A sala foi um grande sucesso. Televisionada por todas as televisões presentes. Ainda depois da inauguraçaõ tive que trabalhar na sala mais 15 dias para recuperar os trabalhos que se entregaram pois a participaçaõ foi enorme do publico. Lá tive muitas vezes um despertar durante a noite toda suada, sem saber onde estava e era como no sonho ou na crise da anestesia. Ficava apavorada. Vim em seguida para Paris dando graças a Deus pois começava a odiar terrivelmente o espectador, e imagino a obra sem ele... e estava até com medo de agredi-los, tal era o cansaço mortal que sentia. Tive aqui em paris uma crise pois a bolsa Guggenheim naõ saiu e fiquei doente de desespero... Agora que já estou melhor acontece o pior:- tive noticia ante-ontem de madrugada, do falecimento do meu ex marido, Aluizio...

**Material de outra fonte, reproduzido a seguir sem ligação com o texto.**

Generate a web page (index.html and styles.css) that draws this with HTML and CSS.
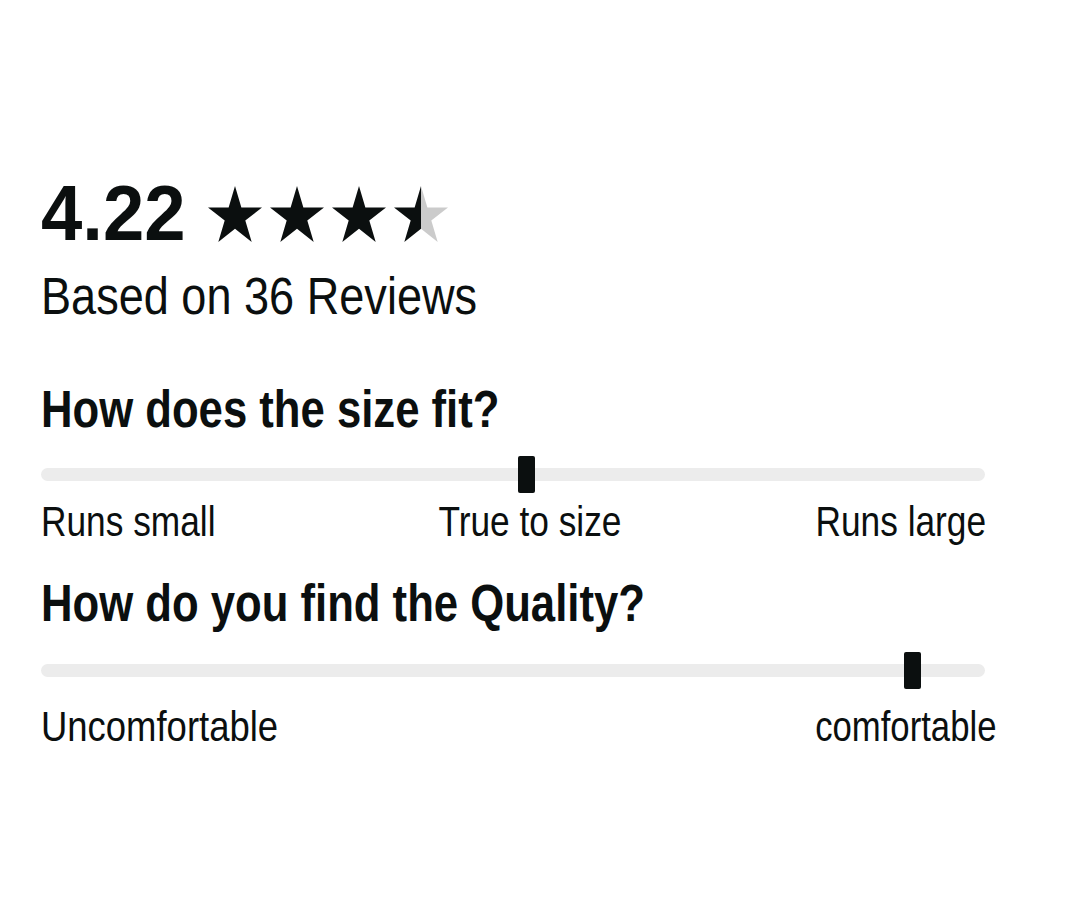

Tive uma grande crise pensando nos meninos que na realidade já saõ homens e na Beth também. Falei com eles os rapazes pelo telefone e parece que estaõ bem. Estou com uma pelada nervosa na cabeça pois a estafa foi enorme. Do tamanho de 1 franco e outra também do mesmo tamanaho. Quando ha sol, eu me sinto muito bem. Viro cobra e me deito no chaõ armazenando energia para o inverno. Quando o sol desaparece fico muito deprimida e desesperada. Já vi que a minha motivaçaõ aqui é somente vender obras para realizar outras. Quantoa a ter nome e ficar rica naõ tenho nenhum desejo verdadeiro. Se pudesse voltaria correndo para o Rio e ficaria trabalhando lá mesmo desconhecida por aqui. Os rapazes vaõ me mandar dinheiro a semana que vem. Hoje, andando pela rua, já mais tranqüila, pensei de repente: sou viuva. Realmente Aluizio era o pai de meus filhos e era um sugeito muito chato na vida quotidiana mas era grande nas horas em que precisei de sua ajuda. Foi ele que me troxe para a Europa e me sustentou durante 2 anos quando lhe disseram que eu tinha talento. Muito lhe sou grata e ainda por outras coisas graves que ele teve grandeza para perdoar e compreender. Naõ podia imaginar um homem de 2 metros de altura, morto, dentro de um caixaõ ! Cara dura como uma escultura astéca bonitaõ e coitado, taõ nervoso e com tanto medo da morte. Morreu moço: 55 anos no maximo !Aqui em Paris eu lavo, passo, cozinho e arrumo tudo. Me sinto pela primeira vez descansando. Meu encontro com Eduardo foi ótimo e vi que ele está um magnifico homem. Muito me orgulho dos meus filhos. Saõ bonitos, sairam ao pai; inteligentes, sairam a mim e integros. Ainda naõ comecei a trabalhar e nem sei quando o farei. Naõ tenho vontade de ver arte e nem de ver filmes de arte. Tomei fartaõ de tudo que é sensivel e pensa. Animal, pedra humida, cobra que incorpora o sol, natureza, isso é que me interessa.